Agé de 70 ans, M. Khan est visé par plusieurs dizaines d’affaires judiciaires depuis son éviction de ses fonctions de chef du gouvernement l’année dernière. Il avait réussi jusqu’ici à déjouer différentes tentatives d’arrestation.

« Mes Pakistanais, au moment où ces mots vous parviendront, j’aurai été arrêté dans le cadre d’une affaire illégitime », lâche dans une vidéo préenregistrée, diffusée mardi, Imran Khan qui avait anticipé sa détention. « Les droits fondamentaux au Pakistan, les droits que nous confère notre Constitution et notre démocratie ont été enterrés », ajoute l’ancienne star de cricket entrée en politique en 1996.

Son arrestation intervient au lendemain de la mise en garde de l’armée contre « les allégations sans fondement » faites, selon elle, par l’ex-premier ministre.

Au cours d’un rassemblement organisé ce week-end à Lahore, M. Khan a de nouveau affirmé que le général Faisal Naseer, un officier supérieur des services de renseignement, était impliqué dans la tentative de l’assassiner début novembre 2022 pendant un meeting. M. Khan avait alors été blessé d’une balle dans la jambe.

« Ces allégations fabriquées de toutes pièces et malveillantes sont extrêmement malheureuses, déplorables et inacceptables », a commenté dans un communiqué le service des relations publiques interservices (ISPR) de l’armée.

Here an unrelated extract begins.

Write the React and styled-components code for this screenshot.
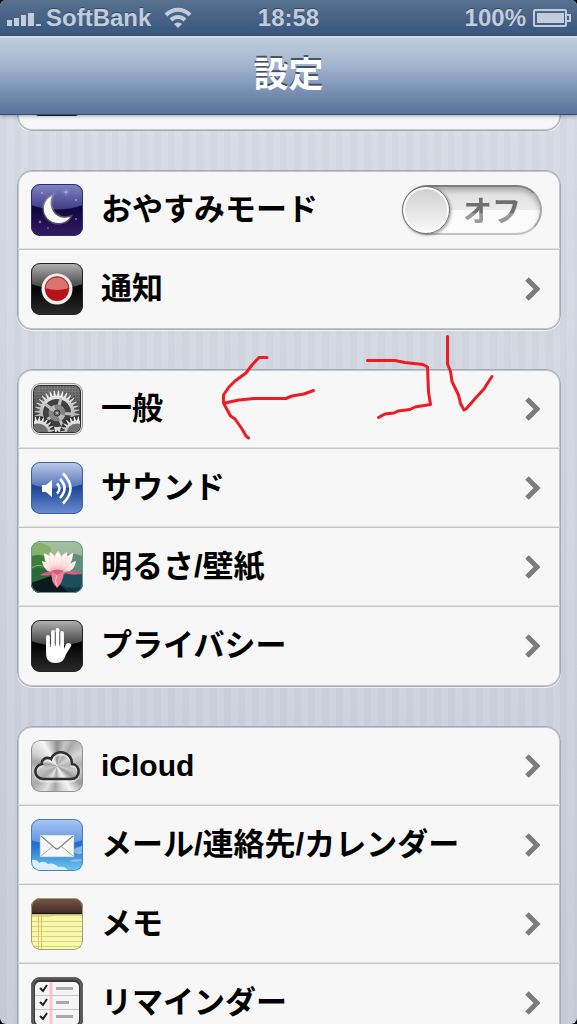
import React from "react";
import styled, { createGlobalStyle } from "styled-components";

const GlobalStyle = createGlobalStyle`
  *, *::before, *::after { box-sizing: border-box; }
  body {
    margin: 0;
    background: #000;
    font-family: "Liberation Sans", "Noto Sans CJK JP", sans-serif;
  }
`;

const Screen = styled.div`
  display: flex;
  flex-direction: column;
  height: 100vh;
  overflow: hidden;
  border-radius: 6px;
  background:
    repeating-linear-gradient(90deg, rgba(90, 110, 150, 0.03) 0 7px, rgba(255, 255, 255, 0.04) 7px 14px),
    linear-gradient(#d9dde6, #c8ccd8);
`;

const StatusBar = styled.header`
  flex: none;
  display: grid;
  grid-template-columns: 1fr auto 1fr;
  align-items: center;
  height: 36px;
  padding: 0 6px;
  background: linear-gradient(#58718f, #3d5a80 80%);
  color: #c2ccda;
  font-size: 24px;
  line-height: 36px;
  font-weight: 700;
  text-shadow: 0 -1px 0 rgba(20, 40, 70, 0.5);
`;

const StatusSide = styled.div`
  display: flex;
  align-items: center;
  gap: ${(p) => p.$gap}px;
  justify-content: ${(p) => (p.$end ? "flex-end" : "flex-start")};
  svg { flex: none; display: block; }
`;

const Carrier = styled.span`
  margin-right: 8px;
`;

const NavBar = styled.div`
  position: relative;
  z-index: 1;
  flex: none;
  height: 79px;
  border-top: 2px solid #d3dee9;
  border-bottom: 1px solid #2c4f80;
  background: linear-gradient(#bfcddb, #a4b5cf 35%, #5a759b 96%, #5a759b);
  box-shadow: 0 1px 4px rgba(0, 0, 0, 0.35);
`;

const Title = styled.h1`
  margin: 0;
  color: #fff;
  font-size: 35px;
  line-height: 74px;
  font-weight: 700;
  text-align: center;
  text-shadow: 0 -2px 0 rgba(50, 65, 90, 0.85);
`;

const Content = styled.main`
  flex: 1;
  min-height: 0;
  overflow-y: auto;
  scrollbar-width: none;
  display: flex;
  flex-direction: column;
  gap: 39px;
  padding: 0 16px 0 17px;
`;

const ScrolledAway = styled.div`
  flex: none;
  display: flex;
  flex-direction: column;
  justify-content: flex-end;
  height: 16px;
  overflow: hidden;
`;

const Group = styled.section`
  position: relative;
  flex: none;
  border: 1px solid #a4a9b3;
  border-radius: 15px;
  background: #f7f7f7;
  box-shadow: inset 0 0 0 1px #c3c7cd, 0 1px 0 rgba(255, 255, 255, 0.75);
`;

const Row = styled.div`
  display: flex;
  align-items: center;
  gap: 18px;
  height: 79px;
  padding: 0 18px 0 13px;
  border-bottom: 1px solid #c5c5c5;
  box-shadow: inset 0 -1px 0 #e2e2e2;
  color: #000;
  text-decoration: none;
  &:last-child { border-bottom-color: transparent; box-shadow: none; }
`;

const Label = styled.span`
  flex: 1;
  font-size: ${(p) => (p.$latin ? 30 : 31)}px;
  line-height: 44px;
  font-weight: 700;
  white-space: nowrap;
`;

const Icon = styled.svg`
  flex: none;
  display: block;
  width: 52px;
  height: 52px;
  border-radius: 9px;
`;

const BrushedIcon = styled(Icon)`
  background: conic-gradient(
    #8f8f8f, #c4c4c4 20deg, #a9a9a9 35deg, #d6d6d6 60deg, #b2b2b2 85deg, #c9c9c9 105deg,
    #999 125deg, #f4f4f4 150deg, #dcdcdc 165deg, #a6a6a6 185deg, #e2e2e2 205deg, #a8a8a8 230deg,
    #c9c9c9 260deg, #a0a0a0 280deg, #d2d2d2 300deg, #f5f5f5 330deg, #8f8f8f
  );
`;

const ChevronSvg = styled.svg`
  flex: none;
  width: 18px;
  height: 24px;
`;

const Toggle = styled.label`
  display: flex;
  align-items: center;
  width: 140px;
  height: 50px;
  border: 2px solid #a6a6a6;
  border-top-color: #7d7d7d;
  border-bottom-color: #c2c2c2;
  border-radius: 25px;
  background: linear-gradient(#dedede, #ebebeb 50%, #fafafa 51%, #fbfbfb);
  box-shadow: inset 0 4px 5px rgba(0, 0, 0, 0.22);
`;

const ToggleInput = styled.input`
  appearance: none;
  flex: none;
  width: 48px;
  height: 48px;
  margin: 0 0 0 -2px;
  border: 1px solid #757575;
  border-radius: 50%;
  background: linear-gradient(#cecece, #fafafa);
  box-shadow: inset 0 0 0 2px #fdfdfd, 1px 1px 3px rgba(0, 0, 0, 0.4);
`;

const ToggleText = styled.span`
  flex: 1;
  padding: 3px 0 0 13px;
  font-size: 29px;
  line-height: 40px;
  font-weight: 700;
  background: linear-gradient(#6f6f6f 54%, #999 58%);
  background-clip: text;
  color: transparent;
`;

const Scribble = styled.svg`
  position: absolute;
  z-index: 1;
  top: -45px;
  left: 192px;
  width: 300px;
  height: 125px;
  pointer-events: none;
`;

const SignalIcon = () => (
  <svg width="35" height="18" viewBox="0 0 35 18" fill="#c2ccda">
    <path d="M1 11h5v6H1zM8 9h5v8H8zM15 6h5v11h-5zM22 4h6v13h-6zM30 15h5v2h-5z" />
  </svg>
);

const WifiIcon = () => (
  <svg width="28" height="22" viewBox="0 0 28 22">
    <g fill="none" stroke="#c2ccda" strokeWidth="4">
      <path d="M2 8C9 1 19 1 26 8" />
      <path d="M7 13c4-4 10-4 14 0" />
    </g>
    <path d="M10 17c3-2 5-2 8 0l-4 4z" fill="#c2ccda" />
  </svg>
);

const BatteryIcon = () => (
  <svg width="38" height="18" viewBox="0 0 38 18">
    <rect x="1" y="1" width="32" height="16" rx="1" fill="none" stroke="#c2ccda" strokeWidth="2" />
    <path d="M4 4h27v10H4z" fill="#c2ccda" />
    <path d="M34 6h3v6h-3" fill="none" stroke="#c2ccda" strokeWidth="2" />
  </svg>
);

const Chevron = () => (
  <ChevronSvg viewBox="0 0 18 24" aria-hidden="true">
    <path d="M3 2l10 10L3 22" fill="none" stroke="#7c7c7c" strokeWidth="5" />
  </ChevronSvg>
);

const Frame = ({ color }) => (
  <rect x="0.5" y="0.5" width="51" height="51" rx="8.5" fill="none" stroke={color} />
);

const Gradient = ({ id, stops }) => (
  <linearGradient id={id} x1="0" y1="0" x2="0" y2="1">
    {stops.map(([offset, color]) => (
      <stop key={offset} offset={offset} stopColor={color} />
    ))}
  </linearGradient>
);

const GLOSS = "M0 0h52v21Q26 30 0 21z";

const MoonIcon = () => (
  <Icon viewBox="0 0 52 52">
    <defs>
      <Gradient id="moonBg" stops={[[0, "#171050"], [0.5, "#10083f"], [1, "#351a63"]]} />
      <Gradient id="moonGloss" stops={[[0, "#8286c5"], [1, "#3d3c83"]]} />
    </defs>
    <rect width="52" height="52" fill="url(#moonBg)" />
    <path d={GLOSS} fill="url(#moonGloss)" />
    <g fill="#a4a6e6">
      <circle cx="11" cy="9" r="1" /><circle cx="45" cy="16" r="1" />
      <circle cx="9" cy="38" r="1.4" opacity=".6" /><circle cx="17" cy="44" r="1" opacity=".5" />
      <circle cx="45" cy="35" r="1" opacity=".7" /><circle cx="35" cy="8" r="1.6" />
      <path d="M35 4v8M31 8h8" stroke="#a4a6e6" strokeWidth=".4" />
    </g>
    <path d="M21 12C10 17 10 33 22 38c8 3 15-1 17-5-7 2-14 0-17-6-3-5-3-10-1-15z" fill="none" stroke="#c9c3a4" strokeWidth="3" strokeOpacity=".35" />
    <path d="M21 12C10 17 10 33 22 38c8 3 15-1 17-5-7 2-14 0-17-6-3-5-3-10-1-15z" fill="#f8f6f1" />
    <Frame color="#2c2b75" />
  </Icon>
);

const BlackBase = ({ id }) => (
  <>
    <defs>
      <Gradient id={`${id}Bg`} stops={[[0, "#000"], [0.5, "#050505"], [1, "#2b2b2b"]]} />
      <Gradient id={`${id}Gloss`} stops={[[0, "#b4b4b4"], [1, "#3c3c3c"]]} />
    </defs>
    <rect width="52" height="52" fill={`url(#${id}Bg)`} />
    <path d={GLOSS} fill={`url(#${id}Gloss)`} />
  </>
);

const NotificationIcon = () => (
  <Icon viewBox="0 0 52 52">
    <BlackBase id="notice" />
    <circle cx="26" cy="26" r="15.5" fill="#eee" />
    <circle cx="26" cy="26" r="12" fill="#b51317" />
    <path d="M14 25a12 12 0 0 1 24 0q-12 4-24 0z" fill="#da7470" />
    <path d="M14 26a12 12 0 0 1 24 0" fill="none" stroke="#b3292b" />
    <Frame color="#222" />
  </Icon>
);

const gearPath = (cx, cy, inner, outer, teeth) => {
  const points = [];
  for (let i = 0; i < teeth; i++) {
    [[0, inner], [0.25, outer], [0.45, outer], [0.7, inner]].forEach(([shift, r]) => {
      const a = ((i + shift) / teeth) * Math.PI * 2;
      points.push(`${(cx + r * Math.cos(a)).toFixed(2)} ${(cy + r * Math.sin(a)).toFixed(2)}`);
    });
  }
  return `M${points.join("L")}Z`;
};

const GearIcon = () => (
  <Icon viewBox="0 0 52 52">
    <defs>
      <Gradient id="gearFill" stops={[[0, "#fafafa"], [0.5, "#b5b5b5"], [1, "#e6e6e6"]]} />
      <Gradient id="gearBg" stops={[[0, "#858585"], [0.6, "#4a4a4a"], [1, "#2b2b2b"]]} />
      <pattern id="mesh" width="3" height="3" patternUnits="userSpaceOnUse">
        <circle cx="1" cy="1" r=".7" fill="#2b2b2b" opacity=".7" />
      </pattern>
      <clipPath id="gearClip"><rect x="3" y="3" width="46" height="46" rx="6" /></clipPath>
    </defs>
    <rect width="52" height="52" fill="#e1e1e1" />
    <rect x="2" y="2" width="48" height="48" rx="7" fill="#2e2e2e" />
    <g clipPath="url(#gearClip)">
      <rect width="52" height="52" fill="url(#gearBg)" />
      <rect width="52" height="52" fill="url(#mesh)" />
      <path d={gearPath(26, 30, 17.5, 22.5, 32)} fill="url(#gearFill)" />
      <circle cx="26" cy="30" r="14" fill="#404040" />
      <g stroke="#bdbdbd" strokeWidth="3">
        <path d="M26 30L30 15M26 30l15 1M26 30l6 14M26 30l-12 8M26 30L14 21" />
      </g>
      <circle cx="26" cy="30" r="8.5" fill="#858585" />
      <path d="M26 30l-8-3a8.5 8.500 0 0 1 5-5zM26 30l8 3a8.500 8.500 0 0 1-5 5z" fill="#bababa" />
      <circle cx="26" cy="30" r="3" fill="#707070" stroke="#333" />
      <circle cx="26" cy="30" r="1" fill="#ccc" />
      {[7, 46].map((cx) => (
        <g key={cx}>
          <circle cx={cx} cy="50" r="17" fill="#333" />
          <path d={gearPath(cx, 50, 12.5, 16.5, 24)} fill="url(#gearFill)" />
          <circle cx={cx} cy="51" r="10.5" fill="#6f6f6f" />
        </g>
      ))}
    </g>
    <Frame color="#979797" />
  </Icon>
);

const SoundIcon = () => (
  <Icon viewBox="0 0 52 52">
    <defs>
      <Gradient id="soundBg" stops={[[0, "#16378a"], [0.5, "#1e479b"], [1, "#6d8dd0"]]} />
      <Gradient id="soundGloss" stops={[[0, "#c0cdea"], [1, "#4d6eb3"]]} />
    </defs>
    <rect width="52" height="52" fill="url(#soundBg)" />
    <path d="M0 0h52v22Q26 31 0 22z" fill="url(#soundGloss)" />
    <path d="M11 23h4l6-5v17l-6-5h-4z" fill="#fff" />
    <g fill="none" stroke="#fff" strokeWidth="2.6">
      <path d="M26 21.500q5 5 0 10" /><path d="M29 17q9 9 0 19" /><path d="M32 11.500q15 15 0 30" />
    </g>
    <Frame color="#3d5f9e" />
  </Icon>
);

const LotusIcon = () => (
  <Icon viewBox="0 0 52 52">
    <defs>
      <Gradient id="lotusBg" stops={[[0, "#a5c09a"], [0.3, "#9ab5a0"], [0.6, "#2f6a55"], [1, "#0e2838"]]} />
      <Gradient id="petal" stops={[[0, "#fffdf6"], [0.6, "#fbe3e0"], [1, "#ee94a2"]]} />
    </defs>
    <rect width="52" height="52" fill="url(#lotusBg)" />
    <path d="M0 3q12-3 20 4v6L0 15z" fill="#83b06b" />
    <path d="M0 15q12-3 17 2l9 14L0 38z" fill="#3f7d3c" />
    <path d="M36 13q10-1 16 3v17l-22-1z" fill="#5f8f7c" />
    <path d="M0 28q15-4 24 6L9 42 0 40z" fill="#2a6a38" />
    <path d="M30 35q12-5 22 0v10q-12 4-22-1z" fill="#1d4e5c" />
    <path d="M0 42l20-7 18 17H0z" fill="#0b1a20" />
    <path d="M0 27q10-6 17 1" fill="none" stroke="#8db56d" />
    <g fill="url(#petal)">
      <path d="M11 20q8 1 15 13-13-1-15-13zM45 20q-6 1-18 13 16 0 18-13z" />
      <path d="M13 12q11 4 13 21-13-7-13-21zM42 12q-10 3-15 21 15-7 15-21z" />
    </g>
    <g fill="url(#petal)" stroke="#f6c9cd" strokeWidth=".4">
      <path d="M19 11q9 5 8 21-11-8-8-21zM36 11q-9 4-10 21 12-8 10-21z" />
      <path d="M27 10q-9 11 0 22 9-11 0-22z" />
    </g>
    <path d="M25 31q-9-2-16 3 11 2 16-3zM32 31q11-2 20 1-10 4-20-1z" fill="#d95d80" />
    <path d="M21 31q6-3 12 0-1 11-7 16-7-7-5-16z" fill="#ea8598" />
    <path d="M26 34q-3 6 0 11" fill="none" stroke="#f9c3ca" />
    <path d="M20 30q6-3 13 0l-7 4z" fill="#d8607a" />
    <Frame color="#6c968f" />
  </Icon>
);

const HandIcon = () => (
  <Icon viewBox="0 0 52 52">
    <BlackBase id="hand" />
    <path d="M17 17v14M22 12v16M26.500 10v17M31 13v17" stroke="#fff" strokeWidth="3.8" strokeLinecap="round" fill="none" />
    <path d="M15.100 24v10c0 6 4 9 9 9 7 0 9-3 11-9l5-8c1-3-3-4-5-2l-2 5V24z" fill="#fff" />
    <path d="M19.500 15v12M24.300 12v14M28.800 12v14" stroke="#444" strokeWidth=".7" />
    <Frame color="#222" />
  </Icon>
);

const CloudIcon = () => (
  <BrushedIcon viewBox="0 0 52 52">
    <path d="M12 39h28c10 0 10-14 1-15 0-13-17-16-21-5-5-3-10 1-9 5-9 2-9 14 1 15z" fill="none" stroke="#fff" strokeWidth="3" transform="translate(0 2)" opacity=".5" />
    <path d="M12 39h28c10 0 10-14 1-15 0-13-17-16-21-5-5-3-10 1-9 5-9 2-9 14 1 15z" fill="none" stroke="#2e2e2e" strokeWidth="2.600" />
    <Frame color="#919191" />
  </BrushedIcon>
);

const MailIcon = () => (
  <Icon viewBox="0 0 52 52">
    <defs>
      <Gradient id="mailBg" stops={[[0, "#1d65ce"], [0.5, "#236ed0"], [1, "#71cbee"]]} />
      <Gradient id="mailGloss" stops={[[0, "#a9c8f4"], [1, "#5b91df"]]} />
    </defs>
    <rect width="52" height="52" fill="url(#mailBg)" />
    <path d={GLOSS} fill="url(#mailGloss)" />
    <path d="M0 41q6-1 8 3 5-3 9 1 6-2 10 3 8-1 10 4H0z" fill="#d9effb" />
    <path d="M42 32q3-4 6-4l4-2v8q-6 3-10-2zM38 42q7-3 14-1-6 3-14 1z" fill="#b7dcf6" opacity=".6" />
    <rect x="9" y="16" width="34" height="22" fill="#f8f8f8" stroke="#9aa7b8" strokeWidth=".6" />
    <path d="M10 37l12-10M42 37L30 27" stroke="#aaa" />
    <path d="M10 17l14 12q2 2 4 0l14-12" fill="#fbfbfb" stroke="#888" strokeWidth="1.200" />
    <Frame color="#4c80b3" />
  </Icon>
);

const NotesIcon = () => (
  <Icon viewBox="0 0 52 52">
    <defs>
      <Gradient id="leather" stops={[[0, "#76564b"], [1, "#452e27"]]} />
      <Gradient id="paper" stops={[[0, "#e8e68f"], [0.15, "#f8f6a3"], [1, "#fbf9a1"]]} />
    </defs>
    <rect width="52" height="52" fill="url(#paper)" />
    <rect width="52" height="15" fill="url(#leather)" />
    <path d="M0 15.5h52" stroke="#211712" strokeWidth="1.5" />
    <path d="M0 18h20l2-1h30" stroke="#b9b778" fill="none" />
    <path d="M0 23.5h52M0 28.5h52M0 33.5h52M0 38.5h52M0 43.5h52M0 48.5h52" stroke="#cdd09a" />
    <path d="M7.5 17v35M10.5 17v35" stroke="#dfbe79" />
    <Frame color="#a09d70" />
  </Icon>
);

const RemindersIcon = () => (
  <Icon viewBox="0 0 52 52">
    <rect width="52" height="52" fill="#3b3b3b" />
    <rect x="2" y="2" width="48" height="48" rx="7" fill="none" stroke="#777" />
    <rect x="4" y="5" width="44" height="43" rx="5" fill="#f5f5f5" />
    <path d="M20 5v43" stroke="#f6c6cb" strokeWidth="3" />
    <path d="M4 18.5h44M4 32.5h44" stroke="#c5c5c5" />
    <path d="M25 11.5h17M25 25.5h13M25 39.5h17" stroke="#aaa" strokeWidth="3" />
    <path d="M9 11l3 3 4-6M9 25l3 3 4-6M9 39l3 3 4-6" fill="none" stroke="#222" strokeWidth="2" />
    <Frame color="#666" />
  </Icon>
);

const NetworkIcon = () => (
  <Icon viewBox="0 0 52 52">
    <BlackBase id="network" />
    <Frame color="#222" />
  </Icon>
);

const LinkRow = ({ icon: Glyph, label, latin }) => (
  <Row as="a" href="#">
    <Glyph />
    <Label $latin={latin}>{label}</Label>
    <Chevron />
  </Row>
);

const HandDrawnMarks = () => (
  <Scribble viewBox="210 325 300 125" aria-hidden="true">
    <g fill="none" stroke="#ed1c24" strokeWidth="3" strokeLinecap="round" strokeLinejoin="round">
      <path d="M267 357.500L259 357.500L252 365L246 373L235 381L229 387L223.500 395V403L230.500 416L235 419L242 429L246 436L248.500 438" />
      <path d="M225 403L239 400L254 398.500H286L292 396L304 394L313.500 390.500" />
      <path d="M367.500 360.500H395L405 362.500L423 364.500L427.500 367L428.500 392L430.500 404.500L415 407L410 409.500L398 411L394 413L385 414L378.500 417.500" />
      <path d="M447.500 336.500V364L450.500 371.500L452 381.500L458.500 395L460.500 403.500L464 410L466 409L476.500 397L484 389L487 384L492 376.500" />
    </g>
  </Scribble>
);

export default function App() {
  return (
    <Screen>
      <GlobalStyle />
      <StatusBar>
        <StatusSide $gap={5}>
          <SignalIcon />
          <Carrier>SoftBank</Carrier>
          <WifiIcon />
        </StatusSide>
        <span>18:58</span>
        <StatusSide $gap={7} $end>
          <span>100%</span>
          <BatteryIcon />
        </StatusSide>
      </StatusBar>
      <NavBar>
        <Title>設定</Title>
      </NavBar>
      <Content>
        <ScrolledAway>
          <Group>
            <Row>
              <NetworkIcon />
            </Row>
          </Group>
        </ScrolledAway>
        <Group>
          <Row>
            <MoonIcon />
            <Label as="label" htmlFor="dnd">おやすみモード</Label>
            <Toggle>
              <ToggleInput type="checkbox" role="switch" id="dnd" />
              <ToggleText>オフ</ToggleText>
            </Toggle>
          </Row>
          <LinkRow icon={NotificationIcon} label="通知" />
        </Group>
        <Group>
          <HandDrawnMarks />
          <LinkRow icon={GearIcon} label="一般" />
          <LinkRow icon={SoundIcon} label="サウンド" />
          <LinkRow icon={LotusIcon} label="明るさ/壁紙" />
          <LinkRow icon={HandIcon} label="プライバシー" />
        </Group>
        <Group>
          <LinkRow icon={CloudIcon} label="iCloud" latin />
          <LinkRow icon={MailIcon} label="メール/連絡先/カレンダー" />
          <LinkRow icon={NotesIcon} label="メモ" />
          <LinkRow icon={RemindersIcon} label="リマインダー" />
        </Group>
      </Content>
    </Screen>
  );
}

« Les responsables de l’armée et des services de renseignement sont la cible d’insinuations et d’une propagande tapageuse visant à promouvoir des objectifs politiques », a-t-il déploré.

« Ses allégations sans aucune preuve contre le général Faisal Naseer et les officiers de notre agence de renseignement ne peuvent pas être autorisées et ne seront pas tolérées », a pour sa part réagi le premier ministre Shehbaz Sharif, accusé par son prédécesseur d’avoir aussi joué un rôle dans son agression de novembre.

Élections

 

Les critiques à l’encontre de l’institution militaire sont rares au Pakistan, où ses chefs exercent une influence considérable sur la politique intérieure et la politique étrangère. Ils sont depuis longtemps accusés de s’ingérer dans l’ascension et la chute des gouvernements.

L’avertissement adressé lundi par l’armée illustre à quel point les relations entre M. Khan et cette dernière se sont détériorées.

Elle l’avait d’abord soutenu dans son accession au pouvoir en 2018 avant de lui retirer son appui. Imran Khan avait été évincé de ses fonctions par un vote de défiance du Parlement en avril 2022.

Depuis, cet homme politique qui demeure extrêmement populaire fait pression sur le fragile gouvernement de coalition pour qu’il organise des élections anticipées avant octobre.

Officiellement, l’agression de M. Khan est l’oeuvre d’un tireur solitaire, qui dans une vidéo diffusée par la police avoue en être l’auteur et se trouve désormais en détention.

Ces conclusions ont été rejetées par M. Khan qui souligne que les autorités ont refusé ses tentatives de déposer un rapport de première information auprès de la police pour désigner les « vrais coupables ».

« Il n’y a aucune raison pour que j’invente des faits », avait déclaré l’ex-premier ministre dans une vidéo diffusée mardi avant son arrestation.

La puissante armée pakistanaise exerce une immense influence au Pakistan, où elle a organisé au moins trois coups d’État depuis l’indépendance en 1947, régnant pendant plus de trente ans.